**Instructions to follow:**
Up to and including the line that contains "FaRegFloppyDisk, FaTrashCan, FaPlus", write out each line of the material from its first line, exactly.

**Information shown:**
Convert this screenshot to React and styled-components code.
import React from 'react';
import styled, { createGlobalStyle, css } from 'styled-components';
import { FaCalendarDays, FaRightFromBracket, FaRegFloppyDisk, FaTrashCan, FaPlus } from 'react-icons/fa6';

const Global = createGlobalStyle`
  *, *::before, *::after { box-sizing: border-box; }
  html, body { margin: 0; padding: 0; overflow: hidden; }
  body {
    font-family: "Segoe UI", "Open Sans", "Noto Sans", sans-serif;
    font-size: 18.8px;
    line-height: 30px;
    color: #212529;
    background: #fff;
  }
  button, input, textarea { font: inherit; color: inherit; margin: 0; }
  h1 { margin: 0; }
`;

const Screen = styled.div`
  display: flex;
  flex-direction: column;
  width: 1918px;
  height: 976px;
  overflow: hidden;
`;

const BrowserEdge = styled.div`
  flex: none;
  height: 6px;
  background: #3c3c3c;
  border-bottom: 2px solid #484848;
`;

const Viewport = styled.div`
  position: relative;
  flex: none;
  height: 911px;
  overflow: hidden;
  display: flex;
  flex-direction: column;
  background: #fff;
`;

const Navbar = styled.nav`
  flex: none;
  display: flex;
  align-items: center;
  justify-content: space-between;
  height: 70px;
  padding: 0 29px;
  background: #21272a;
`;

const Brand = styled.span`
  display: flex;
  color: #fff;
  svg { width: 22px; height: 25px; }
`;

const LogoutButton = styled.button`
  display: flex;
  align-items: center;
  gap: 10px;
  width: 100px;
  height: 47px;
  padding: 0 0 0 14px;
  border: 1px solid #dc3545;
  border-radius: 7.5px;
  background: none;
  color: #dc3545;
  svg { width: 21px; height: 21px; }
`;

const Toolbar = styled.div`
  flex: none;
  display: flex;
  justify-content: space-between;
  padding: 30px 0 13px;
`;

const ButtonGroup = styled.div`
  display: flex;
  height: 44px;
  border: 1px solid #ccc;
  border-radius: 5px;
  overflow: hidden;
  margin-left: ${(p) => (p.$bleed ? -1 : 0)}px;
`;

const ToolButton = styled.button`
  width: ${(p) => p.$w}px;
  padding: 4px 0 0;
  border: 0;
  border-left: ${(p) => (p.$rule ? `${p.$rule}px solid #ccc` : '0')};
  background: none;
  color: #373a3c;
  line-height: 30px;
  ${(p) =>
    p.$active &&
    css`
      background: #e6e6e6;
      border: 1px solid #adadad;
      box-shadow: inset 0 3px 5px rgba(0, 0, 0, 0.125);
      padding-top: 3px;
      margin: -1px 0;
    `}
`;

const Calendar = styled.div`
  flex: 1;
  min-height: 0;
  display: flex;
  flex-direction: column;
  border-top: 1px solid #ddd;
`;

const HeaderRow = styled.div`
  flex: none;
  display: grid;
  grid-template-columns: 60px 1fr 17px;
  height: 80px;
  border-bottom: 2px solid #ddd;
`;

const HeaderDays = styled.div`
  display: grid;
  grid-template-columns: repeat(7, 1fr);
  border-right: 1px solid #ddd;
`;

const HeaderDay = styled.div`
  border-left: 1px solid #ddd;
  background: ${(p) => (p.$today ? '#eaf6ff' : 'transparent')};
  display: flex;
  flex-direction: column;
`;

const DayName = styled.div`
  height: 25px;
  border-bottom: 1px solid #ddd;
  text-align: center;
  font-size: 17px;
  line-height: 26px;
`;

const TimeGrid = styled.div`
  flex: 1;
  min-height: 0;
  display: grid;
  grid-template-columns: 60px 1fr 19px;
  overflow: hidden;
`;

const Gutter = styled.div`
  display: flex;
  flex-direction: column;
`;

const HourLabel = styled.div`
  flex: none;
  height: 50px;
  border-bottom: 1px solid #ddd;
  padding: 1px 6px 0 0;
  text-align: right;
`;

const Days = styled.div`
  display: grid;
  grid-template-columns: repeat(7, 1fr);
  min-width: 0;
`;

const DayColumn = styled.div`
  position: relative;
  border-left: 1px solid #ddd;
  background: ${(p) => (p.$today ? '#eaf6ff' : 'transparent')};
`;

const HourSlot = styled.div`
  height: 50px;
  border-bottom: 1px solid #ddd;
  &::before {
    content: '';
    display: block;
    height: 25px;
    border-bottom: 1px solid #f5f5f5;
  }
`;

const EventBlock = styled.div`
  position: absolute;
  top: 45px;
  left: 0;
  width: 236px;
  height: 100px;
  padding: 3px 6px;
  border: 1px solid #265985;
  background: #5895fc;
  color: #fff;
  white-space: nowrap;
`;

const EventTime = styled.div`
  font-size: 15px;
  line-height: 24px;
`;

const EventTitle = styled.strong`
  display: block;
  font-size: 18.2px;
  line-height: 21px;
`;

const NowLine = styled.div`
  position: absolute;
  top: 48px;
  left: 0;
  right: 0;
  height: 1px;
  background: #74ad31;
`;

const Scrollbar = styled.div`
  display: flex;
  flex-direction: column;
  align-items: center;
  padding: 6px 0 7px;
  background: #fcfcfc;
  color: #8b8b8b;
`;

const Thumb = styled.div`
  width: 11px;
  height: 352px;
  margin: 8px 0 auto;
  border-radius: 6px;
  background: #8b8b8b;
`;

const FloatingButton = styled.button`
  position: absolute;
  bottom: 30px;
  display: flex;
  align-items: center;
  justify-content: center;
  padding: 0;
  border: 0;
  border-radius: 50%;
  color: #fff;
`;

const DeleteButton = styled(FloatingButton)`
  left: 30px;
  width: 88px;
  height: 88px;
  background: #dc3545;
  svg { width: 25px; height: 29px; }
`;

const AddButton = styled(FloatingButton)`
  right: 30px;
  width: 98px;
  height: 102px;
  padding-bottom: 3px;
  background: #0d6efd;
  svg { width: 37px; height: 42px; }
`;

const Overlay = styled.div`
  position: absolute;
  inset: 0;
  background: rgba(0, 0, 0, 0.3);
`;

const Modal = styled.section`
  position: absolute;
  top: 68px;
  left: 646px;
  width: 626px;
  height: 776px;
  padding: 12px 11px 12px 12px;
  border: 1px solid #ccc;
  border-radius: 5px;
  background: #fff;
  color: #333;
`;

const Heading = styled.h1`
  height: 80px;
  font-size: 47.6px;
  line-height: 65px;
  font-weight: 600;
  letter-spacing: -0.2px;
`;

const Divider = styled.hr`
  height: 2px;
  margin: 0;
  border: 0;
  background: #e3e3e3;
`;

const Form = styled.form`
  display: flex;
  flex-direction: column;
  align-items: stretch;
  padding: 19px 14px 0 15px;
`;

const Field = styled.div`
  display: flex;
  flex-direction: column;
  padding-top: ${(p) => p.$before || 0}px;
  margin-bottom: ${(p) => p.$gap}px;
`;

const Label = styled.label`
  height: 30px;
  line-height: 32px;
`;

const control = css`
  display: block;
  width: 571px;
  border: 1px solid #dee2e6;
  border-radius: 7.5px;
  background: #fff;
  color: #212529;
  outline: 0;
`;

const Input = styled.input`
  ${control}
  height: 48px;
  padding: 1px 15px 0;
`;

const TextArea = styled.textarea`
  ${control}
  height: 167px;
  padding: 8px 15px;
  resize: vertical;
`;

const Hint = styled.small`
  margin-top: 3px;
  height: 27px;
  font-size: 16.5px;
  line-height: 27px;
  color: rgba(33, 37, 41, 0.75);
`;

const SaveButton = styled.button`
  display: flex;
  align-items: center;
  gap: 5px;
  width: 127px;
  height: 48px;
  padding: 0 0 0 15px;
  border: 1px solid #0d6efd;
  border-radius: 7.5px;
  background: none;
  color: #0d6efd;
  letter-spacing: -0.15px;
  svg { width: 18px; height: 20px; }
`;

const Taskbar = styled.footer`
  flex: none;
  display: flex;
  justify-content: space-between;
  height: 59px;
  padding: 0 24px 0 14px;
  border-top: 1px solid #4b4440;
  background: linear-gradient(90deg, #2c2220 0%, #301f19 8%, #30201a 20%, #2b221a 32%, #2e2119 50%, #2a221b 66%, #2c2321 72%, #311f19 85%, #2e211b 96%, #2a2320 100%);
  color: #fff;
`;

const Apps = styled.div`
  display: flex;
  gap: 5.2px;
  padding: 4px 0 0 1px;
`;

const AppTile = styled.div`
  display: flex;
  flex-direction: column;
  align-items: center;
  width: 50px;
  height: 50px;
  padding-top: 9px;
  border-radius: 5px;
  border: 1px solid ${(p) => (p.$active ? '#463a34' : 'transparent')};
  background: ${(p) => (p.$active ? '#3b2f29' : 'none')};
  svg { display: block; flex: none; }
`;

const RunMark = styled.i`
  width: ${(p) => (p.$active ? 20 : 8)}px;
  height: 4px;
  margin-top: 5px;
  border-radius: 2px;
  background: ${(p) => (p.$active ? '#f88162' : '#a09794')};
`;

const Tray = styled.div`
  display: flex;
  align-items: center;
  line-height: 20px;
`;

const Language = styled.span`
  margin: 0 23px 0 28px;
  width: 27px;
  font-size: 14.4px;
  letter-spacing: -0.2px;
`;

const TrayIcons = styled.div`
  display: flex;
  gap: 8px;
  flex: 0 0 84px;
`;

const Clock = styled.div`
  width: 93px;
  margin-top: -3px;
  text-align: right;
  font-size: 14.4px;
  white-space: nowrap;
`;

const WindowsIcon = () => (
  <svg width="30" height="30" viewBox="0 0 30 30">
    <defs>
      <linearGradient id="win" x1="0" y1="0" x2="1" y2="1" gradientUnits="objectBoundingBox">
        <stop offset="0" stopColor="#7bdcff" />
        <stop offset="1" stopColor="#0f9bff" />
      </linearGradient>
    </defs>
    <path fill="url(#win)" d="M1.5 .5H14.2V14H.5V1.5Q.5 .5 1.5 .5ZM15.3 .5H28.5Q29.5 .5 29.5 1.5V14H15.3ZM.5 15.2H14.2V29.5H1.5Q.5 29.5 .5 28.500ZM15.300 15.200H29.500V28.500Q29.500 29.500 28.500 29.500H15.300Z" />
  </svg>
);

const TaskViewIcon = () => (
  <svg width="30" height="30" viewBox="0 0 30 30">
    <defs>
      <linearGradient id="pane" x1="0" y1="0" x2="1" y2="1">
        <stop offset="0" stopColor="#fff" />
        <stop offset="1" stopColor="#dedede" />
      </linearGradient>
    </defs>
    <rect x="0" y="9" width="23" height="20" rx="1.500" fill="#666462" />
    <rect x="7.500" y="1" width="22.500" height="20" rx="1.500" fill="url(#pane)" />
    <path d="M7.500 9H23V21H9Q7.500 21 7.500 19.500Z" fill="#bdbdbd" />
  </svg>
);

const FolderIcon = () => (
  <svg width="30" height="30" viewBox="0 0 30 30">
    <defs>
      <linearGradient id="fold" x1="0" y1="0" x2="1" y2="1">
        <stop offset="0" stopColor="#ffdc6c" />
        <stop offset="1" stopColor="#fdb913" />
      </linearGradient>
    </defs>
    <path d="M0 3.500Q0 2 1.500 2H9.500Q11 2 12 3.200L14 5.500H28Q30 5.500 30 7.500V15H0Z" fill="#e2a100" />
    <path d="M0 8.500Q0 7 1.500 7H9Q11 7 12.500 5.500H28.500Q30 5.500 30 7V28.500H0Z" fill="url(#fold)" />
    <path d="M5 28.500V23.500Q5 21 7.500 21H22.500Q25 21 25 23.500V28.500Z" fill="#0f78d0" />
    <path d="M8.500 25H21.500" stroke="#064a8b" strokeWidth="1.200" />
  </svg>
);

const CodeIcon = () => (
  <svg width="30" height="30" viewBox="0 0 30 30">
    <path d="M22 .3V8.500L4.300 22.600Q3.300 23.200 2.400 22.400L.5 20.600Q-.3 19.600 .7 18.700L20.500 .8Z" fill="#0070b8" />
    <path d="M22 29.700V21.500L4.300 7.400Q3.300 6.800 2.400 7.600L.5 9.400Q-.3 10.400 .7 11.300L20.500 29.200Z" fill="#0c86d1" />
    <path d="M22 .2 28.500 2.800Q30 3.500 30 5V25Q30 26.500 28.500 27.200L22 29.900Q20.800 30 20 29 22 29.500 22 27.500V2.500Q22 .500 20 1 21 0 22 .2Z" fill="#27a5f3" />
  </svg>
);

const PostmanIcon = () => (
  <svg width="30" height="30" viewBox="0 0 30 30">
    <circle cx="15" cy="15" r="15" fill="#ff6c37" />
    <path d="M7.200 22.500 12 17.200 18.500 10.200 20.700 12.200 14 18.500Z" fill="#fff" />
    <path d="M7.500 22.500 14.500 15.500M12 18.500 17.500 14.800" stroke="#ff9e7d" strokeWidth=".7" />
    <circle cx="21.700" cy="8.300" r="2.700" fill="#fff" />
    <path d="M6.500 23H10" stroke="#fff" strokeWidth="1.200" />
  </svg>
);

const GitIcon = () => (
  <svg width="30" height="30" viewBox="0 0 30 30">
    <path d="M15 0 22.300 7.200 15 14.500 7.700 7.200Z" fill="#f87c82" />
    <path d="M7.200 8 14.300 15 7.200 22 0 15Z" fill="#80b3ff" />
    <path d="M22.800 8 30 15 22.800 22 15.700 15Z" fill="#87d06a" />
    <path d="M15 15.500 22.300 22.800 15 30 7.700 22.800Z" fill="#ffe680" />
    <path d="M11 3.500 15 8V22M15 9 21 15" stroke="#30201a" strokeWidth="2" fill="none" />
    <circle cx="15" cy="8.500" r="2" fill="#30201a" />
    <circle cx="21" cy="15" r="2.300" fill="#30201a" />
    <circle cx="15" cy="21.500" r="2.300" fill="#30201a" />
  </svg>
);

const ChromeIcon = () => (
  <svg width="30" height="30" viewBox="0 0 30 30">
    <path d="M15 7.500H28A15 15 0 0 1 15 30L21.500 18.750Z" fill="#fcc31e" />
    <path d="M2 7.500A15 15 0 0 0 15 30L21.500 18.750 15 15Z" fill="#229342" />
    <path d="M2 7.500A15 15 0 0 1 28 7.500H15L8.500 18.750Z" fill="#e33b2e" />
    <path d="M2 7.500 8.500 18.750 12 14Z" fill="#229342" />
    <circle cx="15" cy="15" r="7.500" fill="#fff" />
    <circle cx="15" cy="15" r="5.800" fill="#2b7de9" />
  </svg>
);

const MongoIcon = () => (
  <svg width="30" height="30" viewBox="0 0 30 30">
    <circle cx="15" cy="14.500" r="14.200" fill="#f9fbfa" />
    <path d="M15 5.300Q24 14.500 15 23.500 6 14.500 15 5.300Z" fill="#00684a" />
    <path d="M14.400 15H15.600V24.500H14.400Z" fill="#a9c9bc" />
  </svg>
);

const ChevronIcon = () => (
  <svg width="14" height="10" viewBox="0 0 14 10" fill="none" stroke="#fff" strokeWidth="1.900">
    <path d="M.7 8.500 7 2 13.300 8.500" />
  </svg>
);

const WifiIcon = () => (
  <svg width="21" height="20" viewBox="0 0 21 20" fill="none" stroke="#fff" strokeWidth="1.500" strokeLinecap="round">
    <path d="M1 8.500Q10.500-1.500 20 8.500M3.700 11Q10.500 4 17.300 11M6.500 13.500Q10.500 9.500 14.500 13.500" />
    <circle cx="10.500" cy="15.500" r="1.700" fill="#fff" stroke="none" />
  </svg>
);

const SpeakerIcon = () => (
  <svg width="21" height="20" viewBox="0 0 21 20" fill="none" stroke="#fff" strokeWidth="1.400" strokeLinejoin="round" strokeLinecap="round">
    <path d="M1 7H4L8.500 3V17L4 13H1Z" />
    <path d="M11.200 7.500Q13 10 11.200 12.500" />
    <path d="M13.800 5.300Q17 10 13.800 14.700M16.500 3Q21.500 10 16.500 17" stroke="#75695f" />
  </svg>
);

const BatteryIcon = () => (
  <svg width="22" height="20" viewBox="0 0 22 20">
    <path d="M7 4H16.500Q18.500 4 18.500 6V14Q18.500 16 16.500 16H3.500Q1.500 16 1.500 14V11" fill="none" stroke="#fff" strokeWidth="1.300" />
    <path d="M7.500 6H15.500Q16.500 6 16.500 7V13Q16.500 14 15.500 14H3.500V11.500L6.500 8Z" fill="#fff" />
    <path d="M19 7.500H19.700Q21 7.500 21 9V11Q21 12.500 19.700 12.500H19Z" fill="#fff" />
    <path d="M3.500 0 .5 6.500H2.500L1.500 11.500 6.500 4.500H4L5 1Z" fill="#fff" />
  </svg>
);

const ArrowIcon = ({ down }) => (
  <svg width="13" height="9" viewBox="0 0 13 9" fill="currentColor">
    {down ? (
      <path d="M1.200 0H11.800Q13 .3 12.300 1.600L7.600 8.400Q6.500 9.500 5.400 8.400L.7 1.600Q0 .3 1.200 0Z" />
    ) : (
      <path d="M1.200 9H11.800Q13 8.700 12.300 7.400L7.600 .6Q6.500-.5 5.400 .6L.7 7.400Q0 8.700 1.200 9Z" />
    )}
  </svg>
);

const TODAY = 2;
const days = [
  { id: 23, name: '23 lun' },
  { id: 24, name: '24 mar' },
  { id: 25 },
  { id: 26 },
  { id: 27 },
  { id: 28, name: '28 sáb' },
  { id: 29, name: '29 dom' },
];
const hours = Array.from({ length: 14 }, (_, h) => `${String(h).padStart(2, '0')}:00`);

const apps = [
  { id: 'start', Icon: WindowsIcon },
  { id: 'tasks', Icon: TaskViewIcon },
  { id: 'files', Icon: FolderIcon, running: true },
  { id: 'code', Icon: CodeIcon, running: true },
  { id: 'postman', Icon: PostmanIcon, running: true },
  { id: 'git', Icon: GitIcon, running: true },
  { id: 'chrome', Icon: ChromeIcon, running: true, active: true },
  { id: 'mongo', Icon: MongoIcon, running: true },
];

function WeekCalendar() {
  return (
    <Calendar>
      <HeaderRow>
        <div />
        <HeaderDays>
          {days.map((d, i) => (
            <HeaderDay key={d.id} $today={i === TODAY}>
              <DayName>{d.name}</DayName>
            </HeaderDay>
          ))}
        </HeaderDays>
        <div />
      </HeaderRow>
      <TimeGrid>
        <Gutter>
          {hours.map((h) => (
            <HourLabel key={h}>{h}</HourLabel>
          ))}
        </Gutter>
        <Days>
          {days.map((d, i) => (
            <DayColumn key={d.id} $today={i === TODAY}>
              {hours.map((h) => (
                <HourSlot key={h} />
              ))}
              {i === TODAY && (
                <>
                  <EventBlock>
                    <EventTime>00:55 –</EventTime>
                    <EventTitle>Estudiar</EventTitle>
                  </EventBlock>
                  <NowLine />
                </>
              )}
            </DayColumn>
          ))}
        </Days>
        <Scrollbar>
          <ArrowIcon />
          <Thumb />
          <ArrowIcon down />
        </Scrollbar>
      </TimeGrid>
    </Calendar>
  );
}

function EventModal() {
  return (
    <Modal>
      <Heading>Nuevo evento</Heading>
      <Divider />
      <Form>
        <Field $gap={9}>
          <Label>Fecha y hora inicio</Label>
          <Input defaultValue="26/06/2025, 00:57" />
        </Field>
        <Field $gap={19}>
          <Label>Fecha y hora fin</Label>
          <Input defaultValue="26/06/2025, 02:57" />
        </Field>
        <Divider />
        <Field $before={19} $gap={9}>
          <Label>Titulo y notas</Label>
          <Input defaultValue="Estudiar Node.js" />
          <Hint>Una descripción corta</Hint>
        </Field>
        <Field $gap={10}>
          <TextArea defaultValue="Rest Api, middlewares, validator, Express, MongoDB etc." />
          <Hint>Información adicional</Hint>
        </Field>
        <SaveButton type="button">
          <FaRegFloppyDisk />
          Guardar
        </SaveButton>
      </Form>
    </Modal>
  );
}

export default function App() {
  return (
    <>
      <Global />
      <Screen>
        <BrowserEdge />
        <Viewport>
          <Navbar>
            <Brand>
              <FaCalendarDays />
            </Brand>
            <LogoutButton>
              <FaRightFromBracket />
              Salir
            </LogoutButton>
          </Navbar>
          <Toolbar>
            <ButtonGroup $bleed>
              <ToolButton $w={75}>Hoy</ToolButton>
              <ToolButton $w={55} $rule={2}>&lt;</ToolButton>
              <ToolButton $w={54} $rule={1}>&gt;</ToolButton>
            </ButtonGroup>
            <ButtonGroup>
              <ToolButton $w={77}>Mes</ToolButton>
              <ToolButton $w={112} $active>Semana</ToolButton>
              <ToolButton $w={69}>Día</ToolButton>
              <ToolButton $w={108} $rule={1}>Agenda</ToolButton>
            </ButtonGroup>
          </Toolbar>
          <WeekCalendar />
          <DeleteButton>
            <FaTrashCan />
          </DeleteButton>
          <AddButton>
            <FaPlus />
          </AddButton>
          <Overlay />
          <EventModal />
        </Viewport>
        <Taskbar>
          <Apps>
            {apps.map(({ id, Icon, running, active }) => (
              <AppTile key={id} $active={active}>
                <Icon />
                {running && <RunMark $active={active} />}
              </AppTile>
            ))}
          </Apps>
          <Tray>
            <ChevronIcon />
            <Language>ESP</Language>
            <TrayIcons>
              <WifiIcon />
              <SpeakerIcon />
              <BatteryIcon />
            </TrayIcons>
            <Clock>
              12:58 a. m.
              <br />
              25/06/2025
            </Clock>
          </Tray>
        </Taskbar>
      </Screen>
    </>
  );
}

**Response:**
Convert this screenshot to React and styled-components code.
import React from 'react';
import styled, { createGlobalStyle, css } from 'styled-components';
import { FaCalendarDays, FaRightFromBracket, FaRegFloppyDisk, FaTrashCan, FaPlus } from 'react-icons/fa6';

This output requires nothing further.